Happily receiving love from my love.
Like my lazy days in Jamaica, I want to create the kind of space that allows for evolution. I don't always need to push my way forward, I need to float forward with the ease and grace of my pool raft. My friend Jillian Pransky sums it up beautifully. "So many aspects of our lives encourage us to 'do more'– to learn, succeed, earn, and obtain more. Even in our regular hatha yoga practice, we often wind up overworking and exerting ourselves as we strive for a new pose, a deeper ‘experience’, or a longing to achieve a classmate’s strength or flexibility. While exploring our fullest potential is intrinsic to growing and living comfortably in our society, we are rarely encouraged to delve into relaxation, 'to let go', as a technique for enhancing our quality of life." Letting go—doing nothing—should theoretically be easy, but my attachment to effort runs deep. Even on my mat I catch myself desperately chasing after ideals or taking actions to the nth degree ("Must push...Must get there...Must achieve"). And while striving to dig deeper is a worthy endeavor, it is imperative that it be tempered with receptivity and softness. My teacher Mark says, "Please relax into all your yoga. Every pose can be done with a uniform breath inhalation and exhalation. If you're pushing too hard, the breath will let you know. Listen to the wisdom and intelligence of your body. Don't listen to the images of a pose you might see in a magazine or online - there is a pose and a practice that is just right for you. And only you can hold that pose. And therein lies your beauty."

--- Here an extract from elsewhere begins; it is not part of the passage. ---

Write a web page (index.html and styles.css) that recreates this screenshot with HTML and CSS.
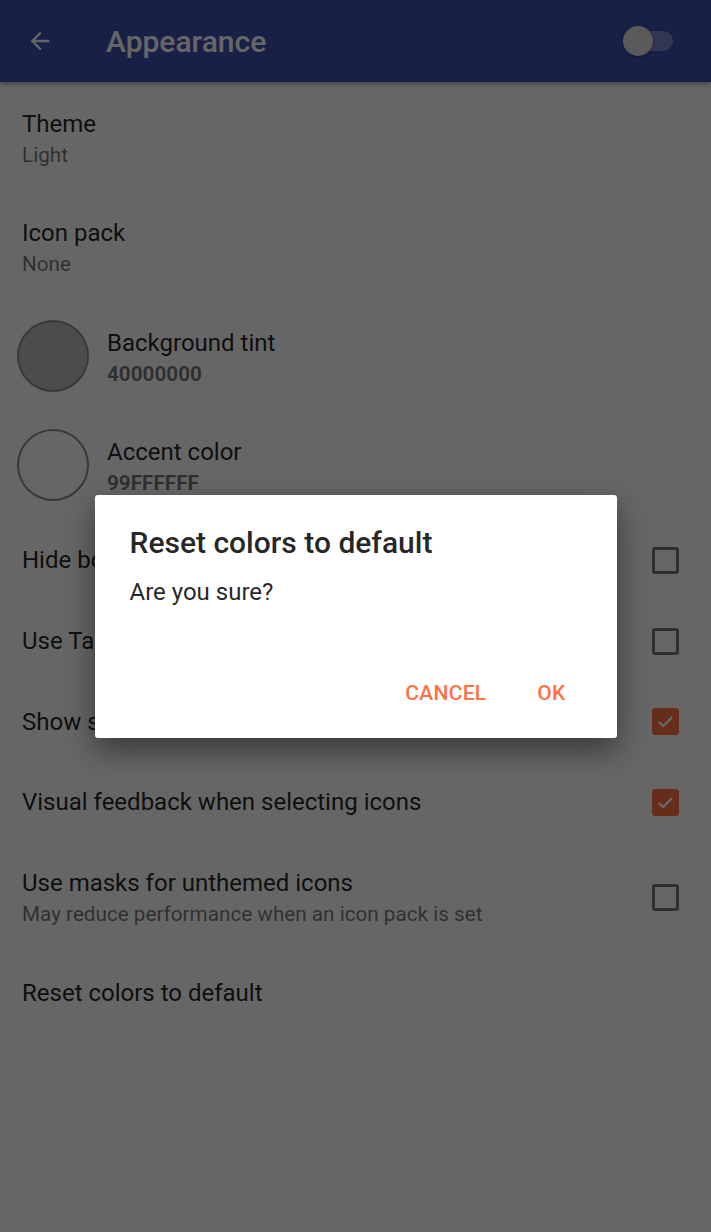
FILE: index.html
```html
<!DOCTYPE html>
<html>
<head>
<meta charset="utf-8">
<link rel="stylesheet" href="styles.css">
</head>
<body>
<div class="app">
  <header class="appbar">
    <svg class="back" width="28" height="28" viewBox="0 0 24 24"><path d="M20 11H7.83l5.59-5.59L12 4l-8 8 8 8 1.41-1.41L7.83 13H20v-2z" fill="#fff"/></svg>
    <div class="appbar-title">Appearance</div>
    <div class="switch"><div class="track"></div><div class="thumb"></div></div>
  </header>
  <main class="list">
    <div class="row two">
      <div class="text"><div class="title">Theme</div><div class="summary">Light</div></div>
    </div>
    <div class="row two">
      <div class="text"><div class="title">Icon pack</div><div class="summary">None</div></div>
    </div>
    <div class="row two color">
      <div class="swatch tint"></div>
      <div class="text"><div class="title">Background tint</div><div class="summary bold">40000000</div></div>
    </div>
    <div class="row two color">
      <div class="swatch accent"></div>
      <div class="text"><div class="title">Accent color</div><div class="summary bold">99FFFFFF</div></div>
    </div>
    <div class="row one">
      <div class="text"><div class="title">Hide bottom bar</div></div>
      <div class="cb"></div>
    </div>
    <div class="row one">
      <div class="text"><div class="title">Use Tab layout</div></div>
      <div class="cb"></div>
    </div>
    <div class="row one">
      <div class="text"><div class="title">Show scrollbar</div></div>
      <div class="cb checked"><svg width="21" height="21" viewBox="0 0 24 24"><path d="M4.5 12.5l4.8 4.8L19.5 7" fill="none" stroke="#fff" stroke-width="2.6"/></svg></div>
    </div>
    <div class="row one">
      <div class="text"><div class="title">Visual feedback when selecting icons</div></div>
      <div class="cb checked"><svg width="21" height="21" viewBox="0 0 24 24"><path d="M4.5 12.5l4.8 4.8L19.5 7" fill="none" stroke="#fff" stroke-width="2.6"/></svg></div>
    </div>
    <div class="row two masks">
      <div class="text"><div class="title">Use masks for unthemed icons</div><div class="summary">May reduce performance when an icon pack is set</div></div>
      <div class="cb"></div>
    </div>
    <div class="row one">
      <div class="text"><div class="title">Reset colors to default</div></div>
    </div>
  </main>
</div>
<div class="scrim">
  <div class="dialog">
    <div class="dlg-title">Reset colors to default</div>
    <div class="dlg-body">Are you sure?</div>
    <div class="dlg-actions">
      <div class="btn">CANCEL</div>
      <div class="btn ok">OK</div>
    </div>
  </div>
</div>
</body>
</html>
```

FILE: styles.css
```css
* { box-sizing: border-box; }
html, body { margin: 0; padding: 0; }
body {
  width: 711px;
  height: 1232px;
  overflow: hidden;
  background: #ffffff;
  font-family: Roboto, "Noto Sans", sans-serif;
  position: relative;
}
.app { width: 711px; height: 1232px; background: #fff; }
.appbar {
  height: 82px;
  background: #3F51B5;
  display: flex;
  align-items: center;
  box-shadow: 0 2px 5px rgba(0,0,0,0.35);
  position: relative;
  z-index: 1;
}
.back { margin-left: 26px; flex: none; }
.appbar-title {
  margin-left: 52px;
  color: #fff;
  font-size: 30px;
  font-weight: 500;
  flex: 1;
}
.switch {
  position: relative;
  width: 56px;
  height: 32px;
  margin-right: 34px;
}
.switch .track {
  position: absolute;
  left: 18px; top: 6px;
  width: 34px; height: 20px;
  border-radius: 10px;
  background: rgba(255,255,255,0.32);
}
.switch .thumb {
  position: absolute;
  left: 2px; top: 1px;
  width: 30px; height: 30px;
  border-radius: 50%;
  background: #e0e0e0;
  box-shadow: 0 1px 3px rgba(0,0,0,0.4);
}
.list { display: flex; flex-direction: column; }
.row {
  display: flex;
  align-items: center;
  padding: 0 32px 0 22px;
}
.row.two { height: 109.5px; padding-top: 6px; }
.row.one { height: 80.7px; }
.row.color { padding-left: 17px; padding-top: 0; }
.row.masks { padding-top: 2px; }
.row.masks .cb { margin-top: -2px; }
.text { flex: 1; min-width: 0; }
.row.color .text { margin-left: 18px; padding-top: 6px; }
.title {
  font-size: 24px;
  line-height: 30px;
  color: rgba(0,0,0,0.87);
  white-space: nowrap;
}
.summary {
  font-size: 20.7px;
  line-height: 32px;
  color: rgba(0,0,0,0.54);
  white-space: nowrap;
}
.summary.bold { font-weight: 700; }
.swatch {
  width: 72px; height: 72px;
  border-radius: 50%;
  border: 2.5px solid #8e8e8e;
  flex: none;
}
.swatch.tint { background: #bfbfbf; }
.swatch.accent { background: #ffffff; }
.cb {
  width: 27px; height: 27px;
  border: 3px solid rgba(0,0,0,0.54);
  border-radius: 3px;
  flex: none;
  display: flex;
  align-items: center;
  justify-content: center;
}
.cb.checked { background: #FF7043; border-color: #FF7043; }
.scrim {
  position: absolute;
  left: 0; top: 0;
  width: 711px; height: 1232px;
  background: rgba(0,0,0,0.6);
  display: flex;
  align-items: center;
  justify-content: center;
  z-index: 5;
}
.dialog {
  width: 522px;
  height: 243px;
  background: #fff;
  border-radius: 3px;
  box-shadow: 0 12px 30px rgba(0,0,0,0.45);
  padding-top: 32px;
  display: flex;
  flex-direction: column;
}
.dlg-title {
  padding-left: 35px;
  font-size: 30px;
  font-weight: 500;
  line-height: 32px;
  color: rgba(0,0,0,0.87);
}
.dlg-body {
  margin-top: 18px;
  padding-left: 35px;
  font-size: 24px;
  line-height: 30px;
  color: rgba(0,0,0,0.87);
}
.dlg-actions {
  margin-top: auto;
  margin-bottom: 20px;
  height: 50px;
  display: flex;
  justify-content: flex-end;
  align-items: center;
  gap: 10px;
  padding-right: 21px;
}
.btn {
  color: #FF7043;
  font-size: 21px;
  font-weight: 500;
  letter-spacing: 0.3px;
  padding: 0 11px;
  height: 50px;
  display: flex;
  align-items: center;
  justify-content: center;
}
.btn.ok { min-width: 88px; }
```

So I'll leave you with two questions, both of which I will be holding close to my heart throughout 2013 and beyond. What if by doing less, we could do more? What if by doing less, we could be more? Instead of plowing through each day trying to force inspiration, strength, or will to arise, I want to practice relaxation and trust that what I've often pushed myself to find will come to me without effort or strain. There's no better place to start than the yoga mat. Scan the body and let something go somewhere, then breathe into that space and enjoy the practice. "Just have a nice breathe," says Mark. Dig, explore, refine but remember that you are perfect—perfectly enough—just as you are in this exact moment. Achieve and know that there is nothing to achieve. Floating forward, like the raft making its way across the pool, simultaneously aimless and purposeful, I will bring the smurti (memory) of Jamaica with me as I embark on a new year. Jamaica me relaxed. Jamaica me happy.